Stewart Smith Defeats $9 Million Equitable Contribution Claim

National law firm Stewart Smith has prevailed in an insurance coverage matter on behalf of two insurer clients involving an equitable contribution claim filed by two other insurers. While the case was venued in North Carolina, New York law applied. The insurers provided excess insurance coverage to the policyholder, which was facing numerous asbestos-related bodily injury claims. Various issues were litigated, including what allocation methodology applied, and the Court previously granted Stewart Smith’s motion seeking a ruling that defense costs under the clients’ policies were paid within limits.  

Two other insurers, which had been paying defense costs on behalf of the policyholder, brought contribution claims against Stewart Smith’s clients. They claimed they were entitled to be reimbursed over $9 million to cover their alleged overpayment of defense costs caused by the failure of Stewart Smith’s clients to pay defense costs.  While the equitable contribution case was pending, Stewart Smith’s clients settled with the policyholder, paying the indemnity limits of their triggered policies.

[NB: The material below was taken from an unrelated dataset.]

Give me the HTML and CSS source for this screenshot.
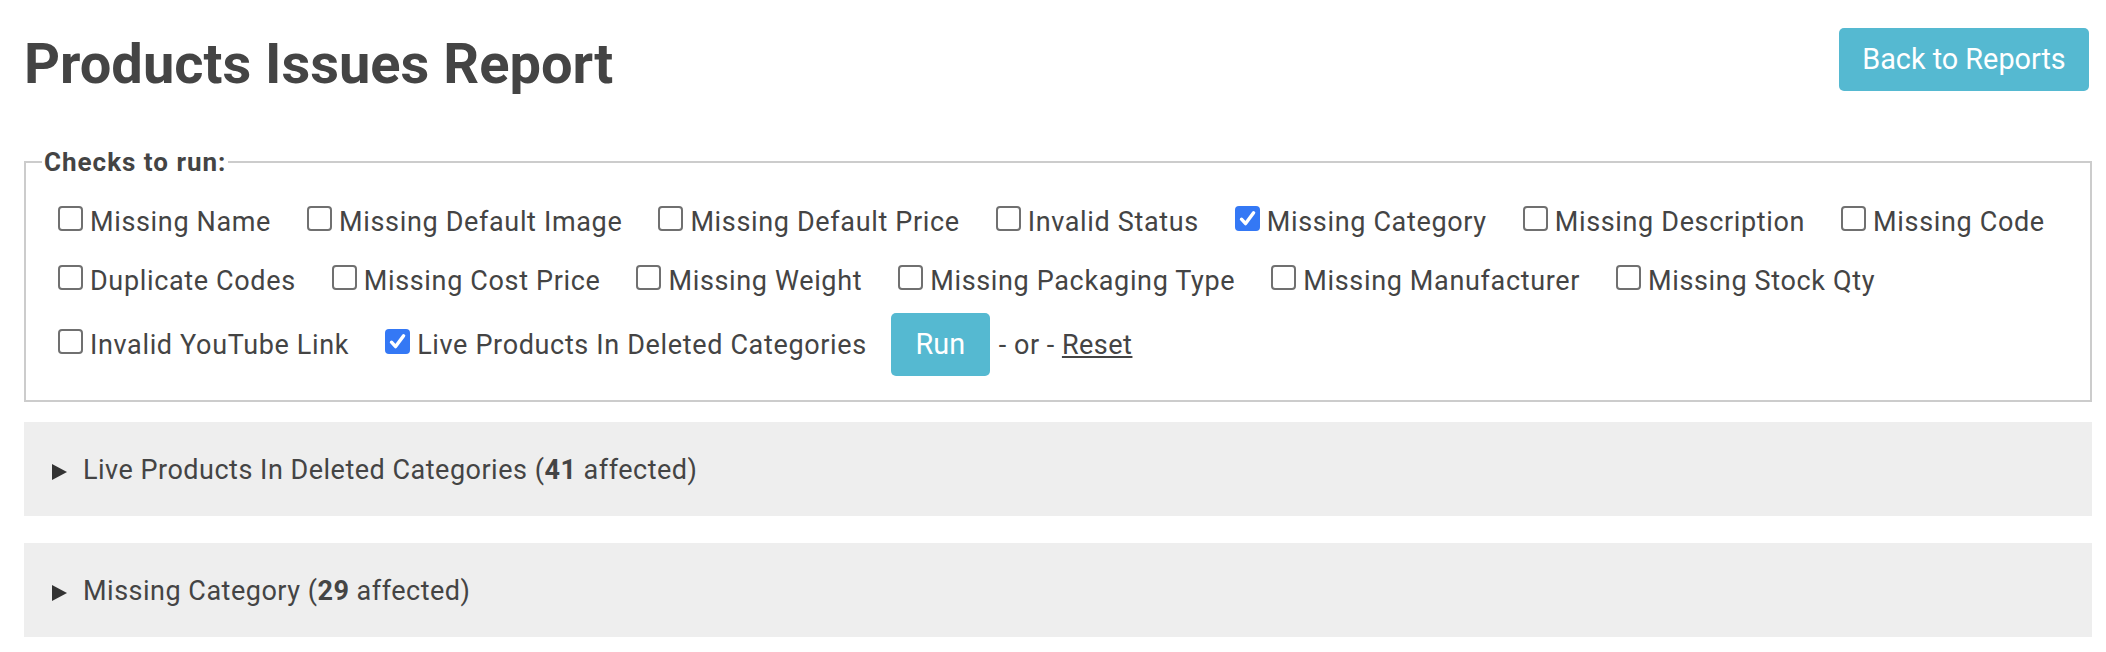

Despite the settlement, the other insurers refused to dismiss their contribution claims, asserting they were entitled to amounts in excess of policy limits as a matter of “equity.” The case presented a novel situation in which insurers were arguing that other insurers owed them millions of dollars in excess of limits based on equitable contribution. Obviously, cases seeking extracontractual damages are typically between an insured and insurer and involve allegations of bad faith that were not at issue here.

After Stewart Smith deposed the other insurers’ corporate representative, the firm filed and argued a motion for summary judgment asserting that, because their clients had paid the full limits of their policies, they had no further obligation to any party under New York law, let alone other insurers. The Court agreed with Stewart Smith’s argument and granted the firm’s motion on December 15, 2021.